▸ **Short exercise**: Your task is to transcribe all of the data below exactly, omitting the images.
· · ·
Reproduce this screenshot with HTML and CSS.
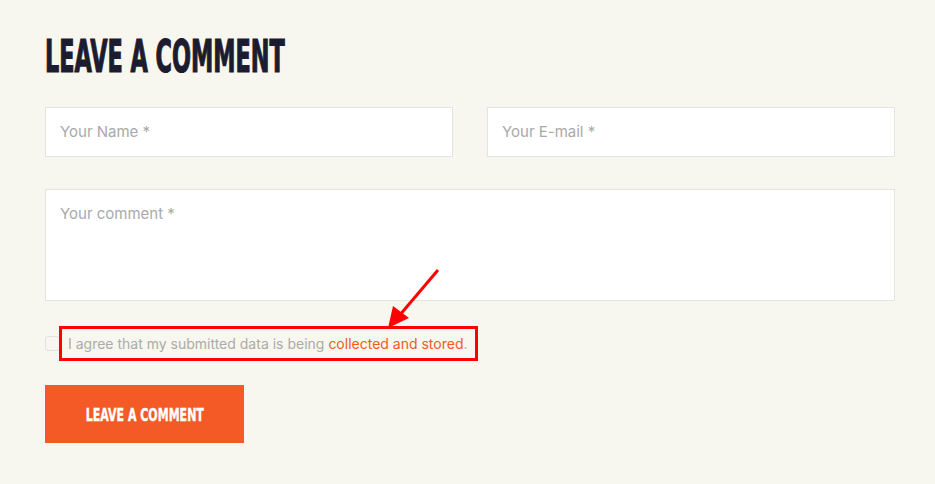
FILE: index.html
```html
<!DOCTYPE html>
<html>
<head>
<meta charset="utf-8">
<link rel="stylesheet" href="styles.css">
</head>
<body>
<div class="wrap">
  <h2 class="title"><span>LEAVE A COMMENT</span></h2>
  <div class="row">
    <div class="field">Your Name *</div>
    <div class="field">Your E-mail *</div>
  </div>
  <div class="field area">Your comment *</div>
  <div class="agree">
    <span class="box"></span>
    <span class="label">I agree that my submitted data is being <a>collected and stored</a>.</span>
    <svg class="arrow" width="60" height="70" viewBox="0 0 60 70">
      <line x1="53" y1="4" x2="14" y2="50" stroke="#f00" stroke-width="3"/>
      <polygon points="3,62 8,40 24,52" fill="#f00"/>
    </svg>
  </div>
  <div class="btn"><span>LEAVE A COMMENT</span></div>
</div>
</body>
</html>
```

FILE: styles.css
```css
html, body {
  margin: 0;
  padding: 0;
  background: #f7f7ef;
}
.wrap {
  width: 850px;
  padding: 34px 0 0 45px;
  font-family: Inter, "Liberation Sans", sans-serif;
}
.title {
  margin: 0;
  height: 46px;
  font-family: "DejaVu Sans", sans-serif;
  font-stretch: condensed;
  font-weight: bold;
  font-size: 44px;
  line-height: 46px;
  color: #1d1b30;
  -webkit-text-stroke: 1.2px #1d1b30;
}
.title span {
  display: inline-block;
  transform: scaleX(0.565);
  transform-origin: left center;
  white-space: nowrap;
}
.row {
  display: flex;
  gap: 34px;
  margin-top: 27px;
}
.field {
  flex: 1;
  box-sizing: border-box;
  height: 50px;
  background: #fff;
  border: 1px solid #e4e5df;
  padding: 14px 14px;
  font-size: 15px;
  line-height: 20px;
  color: #a9a9ab;
}
.area {
  margin-top: 32px;
  height: 112px;
}
.agree {
  position: relative;
  display: flex;
  align-items: center;
  margin-top: 25px;
  height: 35px;
}
.box {
  width: 13px;
  height: 13px;
  border: 1px solid #e2e3dd;
  border-radius: 3px;
  background: #f7f7ef;
  margin-right: -1px;
}
.label {
  box-sizing: border-box;
  height: 35px;
  border: 3px solid #f00;
  padding: 0 7px 0 6px;
  display: flex;
  align-items: center;
  font-size: 14px;
  color: #ababab;
  white-space: nowrap;
}
.label a {
  color: #f15a22;
  margin-left: 4px;
}
.arrow {
  position: absolute;
  left: 340px;
  top: -60px;
}
.btn {
  margin-top: 24px;
  width: 199px;
  height: 58px;
  background: #f45a26;
  display: flex;
  align-items: center;
  justify-content: center;
}
.btn span {
  display: inline-block;
  font-family: "DejaVu Sans", sans-serif;
  font-stretch: condensed;
  font-weight: bold;
  font-size: 18px;
  color: #fff;
  -webkit-text-stroke: 0.4px #fff;
  transform: scaleX(0.68);
  white-space: nowrap;
}
```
· · ·
▸ **Result of the task**:
Reproduce this screenshot with HTML and CSS.
FILE: index.html
```html
<!DOCTYPE html>
<html>
<head>
<meta charset="utf-8">
<link rel="stylesheet" href="styles.css">
</head>
<body>
<div class="wrap">
  <h2 class="title"><span>LEAVE A COMMENT</span></h2>
  <div class="row">
    <div class="field">Your Name *</div>
    <div class="field">Your E-mail *</div>
  </div>
  <div class="field area">Your comment *</div>
  <div class="agree">
    <span class="box"></span>
    <span class="label">I agree that my submitted data is being <a>collected and stored</a>.</span>
    <svg class="arrow" width="60" height="70" viewBox="0 0 60 70">
      <line x1="53" y1="4" x2="14" y2="50" stroke="#f00" stroke-width="3"/>
      <polygon points="3,62 8,40 24,52" fill="#f00"/>
    </svg>
  </div>
  <div class="btn"><span>LEAVE A COMMENT</span></div>
</div>
</body>
</html>
```

FILE: styles.css
```css
html, body {
  margin: 0;
  padding: 0;
  background: #f7f7ef;
}
.wrap {
  width: 850px;
  padding: 34px 0 0 45px;
  font-family: Inter, "Liberation Sans", sans-serif;
}
.title {
  margin: 0;
  height: 46px;
  font-family: "DejaVu Sans", sans-serif;
  font-stretch: condensed;
  font-weight: bold;
  font-size: 44px;
  line-height: 46px;
  color: #1d1b30;
  -webkit-text-stroke: 1.2px #1d1b30;
}
.title span {
  display: inline-block;
  transform: scaleX(0.565);
  transform-origin: left center;
  white-space: nowrap;
}
.row {
  display: flex;
  gap: 34px;
  margin-top: 27px;
}
.field {
  flex: 1;
  box-sizing: border-box;
  height: 50px;
  background: #fff;
  border: 1px solid #e4e5df;
  padding: 14px 14px;
  font-size: 15px;
  line-height: 20px;
  color: #a9a9ab;
}
.area {
  margin-top: 32px;
  height: 112px;
}
.agree {
  position: relative;
  display: flex;
  align-items: center;
  margin-top: 25px;
  height: 35px;
}
.box {
  width: 13px;
  height: 13px;
  border: 1px solid #e2e3dd;
  border-radius: 3px;
  background: #f7f7ef;
  margin-right: -1px;
}
.label {
  box-sizing: border-box;
  height: 35px;
  border: 3px solid #f00;
  padding: 0 7px 0 6px;
  display: flex;
  align-items: center;
  font-size: 14px;
  color: #ababab;
  white-space: nowrap;
}
.label a {
  color: #f15a22;
  margin-left: 4px;
}
.arrow {
  position: absolute;
  left: 340px;
  top: -60px;
}
.btn {
  margin-top: 24px;
  width: 199px;
  height: 58px;
  background: #f45a26;
  display: flex;
  align-items: center;
  justify-content: center;
}
.btn span {
  display: inline-block;
  font-family: "DejaVu Sans", sans-serif;
  font-stretch: condensed;
  font-weight: bold;
  font-size: 18px;
  color: #fff;
  -webkit-text-stroke: 0.4px #fff;
  transform: scaleX(0.68);
  white-space: nowrap;
}
```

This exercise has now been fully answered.